In contrast, for Blade Runner 2049, which was scored entirely with electronics, the masters were in 5.1 and the re-recording mixer, Ron Bartlett, created the entire Atmos experience and it worked perfectly. Wallfisch feels it’s best to have a detailed version and one that is less “channel-intensive” or “object-intensive.”
“I’ve always tried to not get in the way of the re-recording mixer when it comes to Atmos decision-making,” Wallfisch says. “What I’m finding now, especially with the spatial audio requirements of music releases, I’ll do an Atmos mix and a 7.1 mix at the same time so there are options. Then we do an album mix in full Atmos, where we have time to really dial it in for the listening experience. That’s probably going to become more and more how we work. Maybe eventually we’ll get away from the 7.1 part of that process. It’s a transition right now.”
Wallfisch points out that composers have the luxury of having their music presented to audiences in a movie theater in Atmos, which pushes him to embrace the musical storytelling part of the experience, as well as the physical three-dimensional experience of the music.

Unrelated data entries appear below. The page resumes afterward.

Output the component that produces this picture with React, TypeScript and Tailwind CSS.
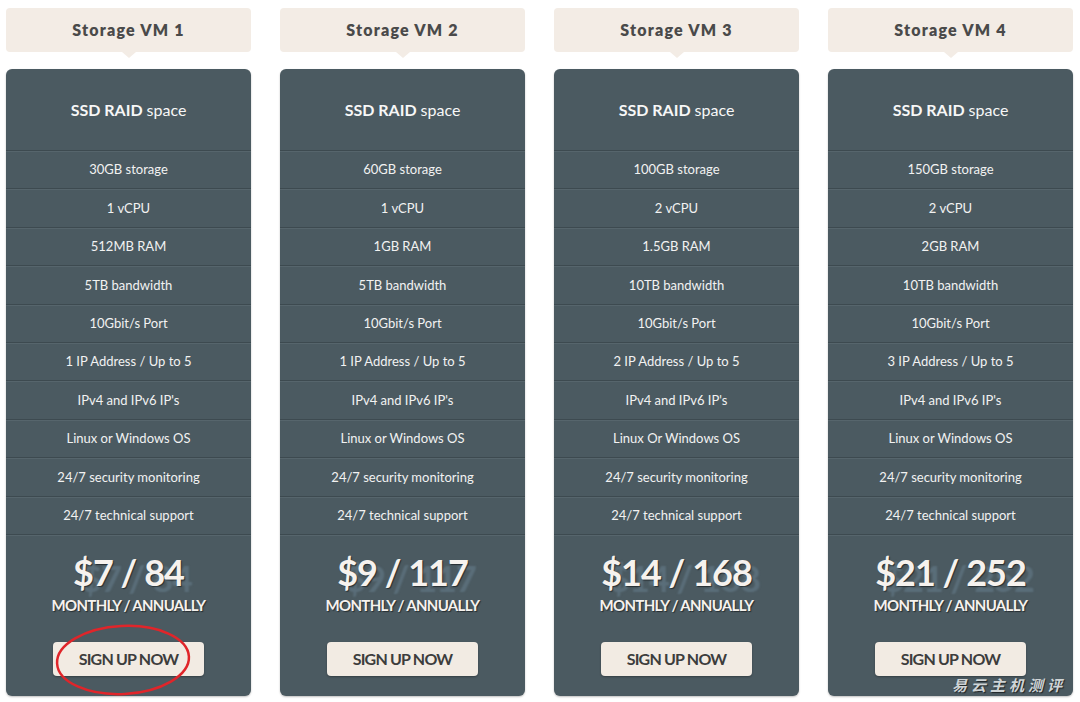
import React from "react";

type Plan = {
  name: string;
  features: string[];
  monthly: string;
  annual: string;
};

const PLANS: Plan[] = [
  {
    name: "Storage VM 1",
    features: ["30GB storage", "1 vCPU", "512MB RAM", "5TB bandwidth", "10Gbit/s Port", "1 IP Address / Up to 5", "IPv4 and IPv6 IP's", "Linux or Windows OS", "24/7 security monitoring", "24/7 technical support"],
    monthly: "7",
    annual: "84",
  },
  {
    name: "Storage VM 2",
    features: ["60GB storage", "1 vCPU", "1GB RAM", "5TB bandwidth", "10Gbit/s Port", "1 IP Address / Up to 5", "IPv4 and IPv6 IP's", "Linux or Windows OS", "24/7 security monitoring", "24/7 technical support"],
    monthly: "9",
    annual: "117",
  },
  {
    name: "Storage VM 3",
    features: ["100GB storage", "2 vCPU", "1.5GB RAM", "10TB bandwidth", "10Gbit/s Port", "2 IP Address / Up to 5", "IPv4 and IPv6 IP's", "Linux Or Windows OS", "24/7 security monitoring", "24/7 technical support"],
    monthly: "14",
    annual: "168",
  },
  {
    name: "Storage VM 4",
    features: ["150GB storage", "2 vCPU", "2GB RAM", "10TB bandwidth", "10Gbit/s Port", "3 IP Address / Up to 5", "IPv4 and IPv6 IP's", "Linux or Windows OS", "24/7 security monitoring", "24/7 technical support"],
    monthly: "21",
    annual: "252",
  },
];

function PlanColumn({ plan, circled }: { plan: Plan; circled?: boolean }): React.JSX.Element {
  return (
    <div className="flex w-[245px] flex-col">
      {/* タイトル */}
      <div className="relative mt-2 flex h-[44px] items-center justify-center rounded-[4px] bg-[#f3ece5]">
        <span className="text-[16px] font-extrabold tracking-[1.2px] text-[#4a4a4a]">{plan.name}</span>
        <span className="absolute -bottom-[6px] left-1/2 h-0 w-0 -translate-x-1/2 border-x-[7px] border-t-[6px] border-x-transparent border-t-[#f3ece5]" />
      </div>

      {/* カード */}
      <div className="mt-[17px] flex h-[627px] flex-col rounded-[6px] bg-[#4b5a61] shadow-[0_1px_2px_rgba(0,0,0,0.25)]">
        <div className="flex h-[81px] items-center justify-center text-[16px] text-[#f7f7f7]">
          <span className="font-bold">SSD RAID</span>
          <span className="ml-[4px]">space</span>
        </div>
        <div className="border-b border-[#3d4a50] shadow-[0_1px_0_#56656c]">
          {plan.features.map((f) => (
            <div
              key={f}
              className="flex h-[38.4px] items-center justify-center border-t border-[#3d4a50] pt-[1px] text-[13px] text-[#f2f2f2] shadow-[inset_0_1px_0_#56656c]"
            >
              {f}
            </div>
          ))}
        </div>

        {/* 価格 */}
        <div className="flex flex-col items-center pt-[17px]">
          <div className="text-[36px] leading-[40px] font-bold tracking-[-1px] text-[#f6f2ee] [text-shadow:1px_1px_1px_rgba(0,0,0,0.5),8px_6px_2px_rgba(120,150,170,0.35)]">
            ${plan.monthly} / {plan.annual}
          </div>
          <div className="mt-[4px] text-[15px] leading-[18px] font-bold tracking-[-0.7px] text-[#f6f2ee] [text-shadow:1px_1px_1px_rgba(0,0,0,0.5)]">
            MONTHLY / ANNUALLY
          </div>
          <div className="relative mt-[28px]">
            <button
              type="button"
              className="flex h-[34px] w-[151px] items-center justify-center rounded-[4px] bg-[#f2ebe3] text-[16px] font-bold tracking-[-0.8px] text-[#3d3d3d] shadow-[0_1px_2px_rgba(0,0,0,0.3)]"
            >
              SIGN UP NOW
            </button>
            {circled && (
              <svg className="pointer-events-none absolute -top-[19px] left-[0px]" width="140" height="74" viewBox="0 0 140 74">
                <ellipse cx="70" cy="37" rx="66" ry="34" fill="none" stroke="#e0252a" strokeWidth="2.5" transform="rotate(-3 70 37)" />
              </svg>
            )}
          </div>
        </div>
      </div>
    </div>
  );
}

export default function App(): React.JSX.Element {
  return (
    <div className="relative h-[702px] w-[1080px] overflow-hidden bg-white font-['Lato','Noto_Sans','Noto_Sans_CJK_SC',sans-serif]">
      <div className="flex gap-[29px] px-[6px]">
        {PLANS.map((p, i) => (
          <PlanColumn key={p.name} plan={p} circled={i === 0} />
        ))}
      </div>
      {/* ウォーターマーク */}
      <div className="absolute right-[14px] bottom-[6px] text-[15px] font-bold tracking-[4px] text-[#cfd4d6] italic [font-family:'Noto_Sans_CJK_SC',sans-serif] [text-shadow:1px_1px_1px_rgba(0,0,0,0.6)]">
        易云主机测评
      </div>
    </div>
  );
}
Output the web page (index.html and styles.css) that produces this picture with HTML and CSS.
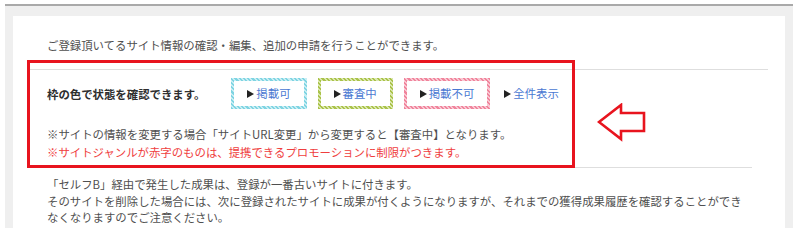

“The flip side of that is, it can be very tempting to go overboard,” he acknowledges. “You’ve got joysticks on the mixing board. You’ve got an arpeggiated synth. The temptation is to fly that all around the theater—but is that going to serve that moment dramatically? Is it going to just be distracting? It’s all about the context. It’s easy to underestimate the raw power of an orchestra, especially in film music. Capturing the power of that live experience in as much detail as possible, is what I’m trying to do when it comes to Atmos.”